Podróż z Jodhpuru do Jaisalmeru była straszna. Po pierwsze pociąg przyjechał z 2 godzinnym opóźnieniem, wagony były pozamieniane (S1 z S4) a pół drogi tak się kurzyło że prawie nie widzieliśmy się nawzajem i siedzieliśmy w maseczkach. Wszystko mamy potwornie ukurzone. Mieliśmy zarezerwowany hotel, ale nikt z niego nie czekał na nas na dworcu. Zgarnął nas facet który zaoferował nam podwózkę do hotelu i jednocześnie namowił nas na swój dużo tańszy hotel. Zaproponował nam również wycieczkę na pustynię.
Najpierw jechaliśmy 60 km jeepem, potem 2 godziny na wielbłądzie (nasz pierwszy raz) a na samym końcu zjedliśmy pyszną tadycyjną kolację przygotowaną nad ogniskiem na wydmach. Mimo że byliśmy wożeni całe popołudnie to do hotelu wróciliśmy zmęczeni.

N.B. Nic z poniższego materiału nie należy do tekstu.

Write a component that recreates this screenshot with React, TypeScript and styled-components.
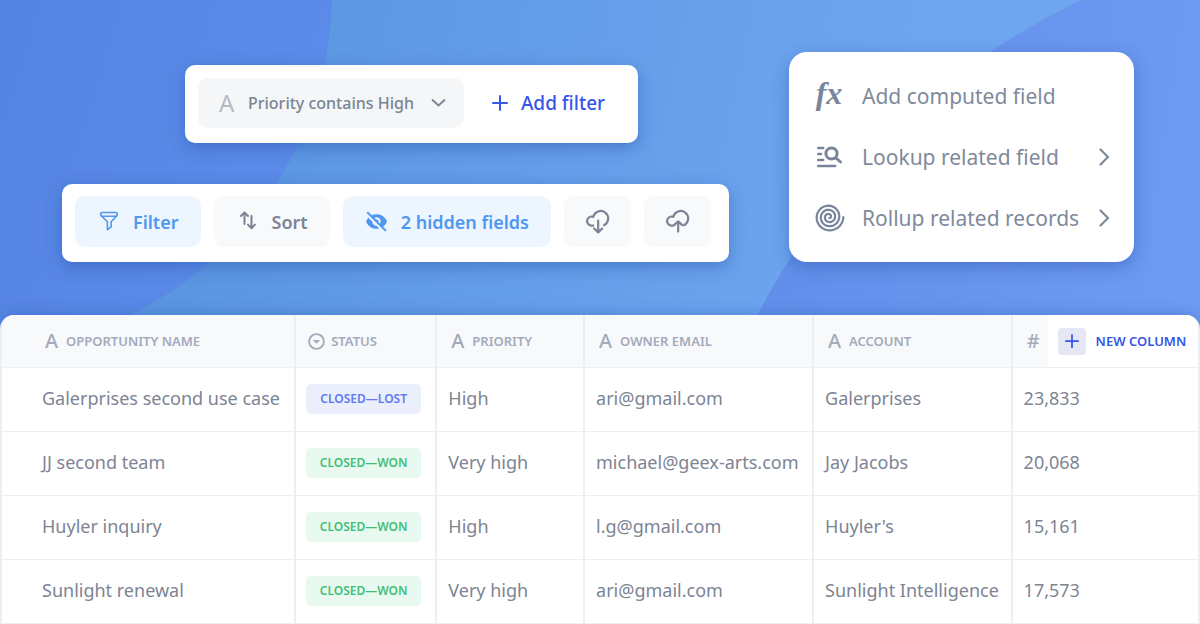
import React from "react";
import styled, { createGlobalStyle } from "styled-components";
import { BiSolidHide } from "react-icons/bi";

const GlobalStyle = createGlobalStyle`
  *, *::before, *::after { box-sizing: border-box; }
  body {
    margin: 0;
    background: #fff;
    font-family: "Noto Sans", "Open Sans", sans-serif;
  }
  button { font: inherit; border: 0; margin: 0; padding: 0; background: none; cursor: pointer; }
  svg { display: block; flex: none; }
`;

const Page = styled.main`
  position: relative;
  background: #5f9ae3;
`;

const Backdrop = styled.svg`
  position: absolute;
  inset: 0;
  width: 100%;
  height: 340px;
`;

const Hero = styled.section`
  position: relative;
  display: flex;
  justify-content: space-between;
  align-items: flex-start;
  gap: 24px;
  padding: 52px 66px 53px 62px;
`;

const Bars = styled.div`
  display: flex;
  flex-direction: column;
  align-items: flex-start;
  gap: 41px;
  padding-top: 13px;
`;

const Bar = styled.div<{ $inset?: boolean }>`
  display: flex;
  align-items: center;
  gap: 13px;
  height: 78px;
  padding: 0 18px 3px 13px;
  margin-left: ${(p) => (p.$inset ? 123 : 0)}px;
  border-radius: 10px;
  background: #fff;
  box-shadow: 0 5px 16px rgba(40, 80, 170, 0.45);
`;

const ToolButton = styled.button<{ $active?: boolean }>`
  display: flex;
  align-items: center;
  gap: 14px;
  height: 51px;
  padding: 0 22px 0 24px;
  border-radius: 10px;
  font-size: 18px;
  font-weight: 600;
  line-height: 24px;
  white-space: nowrap;
  color: ${(p) => (p.$active ? "#4f97f0" : "#7b8494")};
  background: ${(p) => (p.$active ? "#edf5fe" : "#f8f9fb")};
`;

const ToolIcon = styled.span`
  display: flex;
  justify-content: center;
  width: 20px;
`;

const IconButton = styled(ToolButton)`
  justify-content: center;
  width: 67px;
  padding: 0;
`;

const FilterChip = styled.button`
  display: flex;
  align-items: center;
  height: 50px;
  padding: 0 18px 0 21px;
  border-radius: 10px;
  background: #f4f6f8;
  color: #7b8494;
  font-size: 16px;
  font-weight: 500;
  line-height: 24px;
  white-space: nowrap;
  svg { margin-left: 17px; }
`;

const ChipType = styled.span`
  width: 29px;
  text-align: left;
  font-size: 24px;
  font-weight: 400;
  color: #b3b9c4;
`;

const AddFilter = styled.button`
  display: flex;
  align-items: center;
  gap: 13px;
  padding: 0 15px;
  color: #3555ec;
  font-size: 19px;
  font-weight: 500;
  line-height: 24px;
  white-space: nowrap;
`;

const Menu = styled.ul`
  list-style: none;
  width: 345px;
  margin: 0;
  padding: 13px 0 14px;
  border-radius: 18px;
  background: #fff;
  box-shadow: 0 5px 16px rgba(40, 80, 170, 0.45);
`;

const MenuItem = styled.button`
  display: flex;
  align-items: center;
  width: 100%;
  height: 61px;
  padding: 0 24px;
  color: #7f8a9b;
  font-size: 21px;
  line-height: 28px;
  white-space: nowrap;
`;

const MenuIcon = styled.span`
  display: flex;
  justify-content: center;
  align-items: center;
  width: 32px;
  margin-right: 17px;
  color: #78859a;
`;

const Fx = styled.span`
  padding-bottom: 5px;
  font-family: "Liberation Serif", serif;
  font-size: 32px;
  font-style: italic;
  font-weight: 700;
`;

const MenuLabel = styled.span`
  flex: 1;
  text-align: left;
`;

const SheetShade = styled.div`
  position: relative;
  border-radius: 14px 14px 0 0;
  box-shadow: 0 0 14px rgba(40, 80, 170, 0.4);
`;

const Sheet = styled.section`
  overflow: hidden;
  border: solid #eceef6;
  border-width: 0 2px;
  border-radius: 14px 14px 0 0;
  background: #fff;
`;

const Table = styled.table`
  width: 100%;
  table-layout: fixed;
  border-collapse: separate;
  border-spacing: 0;
`;

const HeadCell = styled.th<{ $first?: boolean; $last?: boolean }>`
  height: 53px;
  padding: 0 0 0 ${(p) => (p.$first ? 41 : 12)}px;
  border-bottom: 1px solid #eceef6;
  border-right: ${(p) => (p.$last ? 0 : 2)}px solid #eceef6;
  background: #f8f9fb;
  text-align: left;
`;

const HeadContent = styled.div`
  display: flex;
  align-items: center;
  height: 52px;
  color: #a3aabb;
  font-size: 13px;
  font-weight: 600;
  line-height: 20px;
  white-space: nowrap;
`;

const TypeMark = styled.span`
  display: flex;
  justify-content: center;
  width: 17px;
  margin-right: 6px;
  font-size: 20px;
  font-weight: 500;
`;

const NewColumn = styled.button`
  display: flex;
  flex: 1;
  align-items: center;
  gap: 10px;
  height: 52px;
  padding: 0 10px;
  background: #fff;
  color: #3555ec;
  font-size: 13px;
  font-weight: 600;
`;

const PlusTile = styled.span`
  display: grid;
  place-items: center;
  width: 28px;
  height: 27px;
  border-radius: 4px;
  background: #e5e7f5;
`;

const Cell = styled.td<{ $first?: boolean; $last?: boolean; $tag?: boolean }>`
  height: 64px;
  padding: 0 0 ${(p) => (p.$tag ? 1 : 3)}px ${(p) => (p.$first ? 40 : p.$tag ? 10 : 11)}px;
  border-bottom: 1px solid #eceef6;
  border-right: ${(p) => (p.$last ? 0 : 2)}px solid #eceef6;
  color: #7d8494;
  font-size: 18px;
  line-height: 24px;
  white-space: nowrap;
`;

const Tag = styled.span<{ $won: boolean }>`
  display: flex;
  align-items: center;
  justify-content: center;
  width: 115px;
  height: 30px;
  border-radius: 5px;
  font-size: 12px;
  font-weight: 600;
  line-height: 16px;
  color: ${(p) => (p.$won ? "#3fc078" : "#6079f2")};
  background: ${(p) => (p.$won ? "#e8faf0" : "#ebeffc")};
`;

type StrokeProps = { w: number; h: number; width: number; d: string; size?: number };

const Stroke = ({ w, h, width, d, size }: StrokeProps) => (
  <svg
    width={size ?? w}
    height={size ?? h}
    viewBox={`0 0 ${w} ${h}`}
    fill="none"
    stroke="currentColor"
    strokeWidth={width}
    strokeLinecap="round"
    strokeLinejoin="round"
    aria-hidden="true"
  >
    <path d={d} />
  </svg>
);

const FunnelIcon = () => (
  <Stroke w={20} h={22} width={1.6} d="M3 1.5h14a1.2 1.2 0 0 1 1.2 1.2v1.6l-6 6.4v5.2l-3.8 2.8v-8l-6.6-6.4v-1.6A1.2 1.2 0 0 1 3 1.5zM2.4 5.2h15.4" />
);
const SortIcon = () => (
  <Stroke w={20} h={21} width={2} d="M6.5 13V1.500M3 5l3.500-3.600L10 5M13.500 5v12M10 13.600l3.500 3.600 3.500-3.600" />
);
const PlusIcon = ({ size = 16 }: { size?: number }) => <Stroke w={16} h={16} size={size} width={2} d="M8 1v14M1 8h14" />;
const ChevronDown = () => <Stroke w={15} h={10} width={1.8} d="M1.5 2l6 5.500 6-5.500" />;
const ChevronRight = () => <Stroke w={11} h={18} width={2.2} d="M1.5 1.5L9 9l-7.5 7.5" />;

const CLOUD = "M8 17.2H6.9A4.7 4.7 0 1 1 8.2 8.2A7.8 7.8 0 1 1 19.400 16.800";
const CloudDown = () => <Stroke w={25} h={26} size={25} width={2.3} d={`${CLOUD}M13.200 12v12.200M9 20.300l4.200 4 4.200-4`} />;
const CloudUp = () => <Stroke w={25} h={26} size={25} width={2.3} d={`${CLOUD}M13.200 23.500V12.800M9 16.800l4.200-4 4.200 4`} />;

const LookupIcon = () => (
  <svg width="28" height="24" viewBox="0 0 28 24" fill="none" stroke="currentColor" strokeWidth="2.5" strokeLinecap="round" aria-hidden="true">
    <path d="M3.2 3h5M3.2 9h2.800M3.2 15h5M3.2 21h17" />
    <circle cx="16.500" cy="8.500" r="5.600" strokeWidth="3" />
    <path d="M21 13l4.500 4" strokeWidth="3" />
  </svg>
);

const spiralPoints = Array.from({ length: 121 }, (_, i) => {
  const angle = (i / 120) * Math.PI * 2 * 3.2;
  const radius = 14.4 - angle * 0.66;
  return `${(15 + radius * Math.cos(angle)).toFixed(2)},${(14 + radius * Math.sin(angle)).toFixed(2)}`;
}).join(" ");

const SpiralIcon = () => (
  <svg width="31" height="29" viewBox="0 0 31 29" fill="none" stroke="currentColor" strokeWidth="2.2" strokeLinecap="round" aria-hidden="true">
    <polyline points={spiralPoints} />
  </svg>
);

const SelectIcon = () => (
  <svg width="17" height="17" viewBox="0 0 17 17" aria-hidden="true">
    <circle cx="8.5" cy="8.5" r="7.4" fill="none" stroke="currentColor" strokeWidth="1.9" />
    <path d="M4.800 6.900h7.400L8.500 10.700z" fill="currentColor" />
  </svg>
);

type Kind = "text" | "select";
const columns: { label: string; kind: Kind; width: string }[] = [
  { label: "OPPORTUNITY NAME", kind: "text", width: "24.6%" },
  { label: "STATUS", kind: "select", width: "11.8%" },
  { label: "PRIORITY", kind: "text", width: "12.35%" },
  { label: "OWNER EMAIL", kind: "text", width: "19.15%" },
  { label: "ACCOUNT", kind: "text", width: "16.6%" },
];

const rows = [
  { name: "Galerprises second use case", status: "CLOSED—LOST", priority: "High", email: "ari@gmail.com", account: "Galerprises", amount: "23,833" },
  { name: "JJ second team", status: "CLOSED—WON", priority: "Very high", email: "michael@geex-arts.com", account: "Jay Jacobs", amount: "20,068" },
  { name: "Huyler inquiry", status: "CLOSED—WON", priority: "High", email: "l.g@gmail.com", account: "Huyler's", amount: "15,161" },
  { name: "Sunlight renewal", status: "CLOSED—WON", priority: "Very high", email: "ari@gmail.com", account: "Sunlight Intelligence", amount: "17,573" },
];

const menuItems = [
  { label: "Add computed field", icon: <Fx aria-hidden="true">fx</Fx>, more: false },
  { label: "Lookup related field", icon: <LookupIcon />, more: true },
  { label: "Rollup related records", icon: <SpiralIcon />, more: true },
];

export default function App() {
  return (
    <Page>
      <GlobalStyle />
      <Backdrop viewBox="0 0 1200 340" preserveAspectRatio="none" aria-hidden="true">
        <defs>
          <linearGradient id="mid" gradientUnits="userSpaceOnUse" x1="200" y1="100" x2="900" y2="250">
            <stop offset="0" stopColor="#5a95e0" />
            <stop offset="1" stopColor="#6fa6f0" />
          </linearGradient>
          <linearGradient id="left" gradientUnits="userSpaceOnUse" x1="0" y1="0" x2="320" y2="100">
            <stop offset="0" stopColor="#5583e2" />
            <stop offset="1" stopColor="#5b8be8" />
          </linearGradient>
          <linearGradient id="right" gradientUnits="userSpaceOnUse" x1="800" y1="200" x2="1200" y2="260">
            <stop offset="0" stopColor="#628fea" />
            <stop offset="1" stopColor="#6e9af2" />
          </linearGradient>
        </defs>
        <rect width="1200" height="340" fill="url(#mid)" />
        <circle cx="-29" cy="-9" r="361" fill="url(#left)" />
        <circle cx="1391" cy="642" r="713" fill="url(#right)" />
      </Backdrop>

      <Hero>
        <Bars>
          <Bar $inset>
            <FilterChip>
              <ChipType>A</ChipType>
              Priority contains High
              <ChevronDown />
            </FilterChip>
            <AddFilter><PlusIcon />Add filter</AddFilter>
          </Bar>
          <Bar>
            <ToolButton $active><ToolIcon><FunnelIcon /></ToolIcon>Filter</ToolButton>
            <ToolButton><ToolIcon><SortIcon /></ToolIcon>Sort</ToolButton>
            <ToolButton $active><ToolIcon><BiSolidHide size={25} /></ToolIcon>2 hidden fields</ToolButton>
            <IconButton aria-label="Download"><CloudDown /></IconButton>
            <IconButton aria-label="Upload"><CloudUp /></IconButton>
          </Bar>
        </Bars>
        <Menu>
          {menuItems.map((item) => (
            <li key={item.label}>
              <MenuItem>
                <MenuIcon>{item.icon}</MenuIcon>
                <MenuLabel>{item.label}</MenuLabel>
                {item.more && <ChevronRight />}
              </MenuItem>
            </li>
          ))}
        </Menu>
      </Hero>

      <SheetShade>
        <Sheet>
          <Table>
            <colgroup>
              {columns.map((c) => <col key={c.label} width={c.width} />)}
              <col />
            </colgroup>
            <thead>
              <tr>
                {columns.map((c, i) => (
                  <HeadCell key={c.label} $first={i === 0}>
                    <HeadContent>
                      <TypeMark>{c.kind === "select" ? <SelectIcon /> : "A"}</TypeMark>
                      {c.label}
                    </HeadContent>
                  </HeadCell>
                ))}
                <HeadCell $last>
                  <HeadContent>
                    <TypeMark>#</TypeMark>
                    <NewColumn><PlusTile><PlusIcon size={14} /></PlusTile>NEW COLUMN</NewColumn>
                  </HeadContent>
                </HeadCell>
              </tr>
            </thead>
            <tbody>
              {rows.map((r) => (
                <tr key={r.name}>
                  <Cell $first>{r.name}</Cell>
                  <Cell $tag><Tag $won={r.status.endsWith("WON")}>{r.status}</Tag></Cell>
                  <Cell>{r.priority}</Cell>
                  <Cell>{r.email}</Cell>
                  <Cell>{r.account}</Cell>
                  <Cell $last>{r.amount}</Cell>
                </tr>
              ))}
            </tbody>
          </Table>
        </Sheet>
      </SheetShade>
    </Page>
  );
}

Każde z nas miało swojego wielbłąda, Agnieszki (Lala) wcale nie chciał się słuchać i cały czas zbaczał z drogi. Ja ujarzmiłem to dzikie zwierze (Michael) i już po kilkudziesięciu metrach wiedział kto jest Panem sytuacji. Najbardziej dzikiego wielbłąda miał nasz przewodnik bo był młody i dopiero się uczył. Po drodze zobaczyliśmy jeszcze typowe zabudowania pustynne gdzie miła rodzina poczęstowała nas czaj-em (przesłodzona herbata z mlekiem i przyprawami).
Najfajniejsze było to że po drodze nie spotkaliśmy żadnych innych turystów i mogliśmy podziwiać przez to piękno pustyni.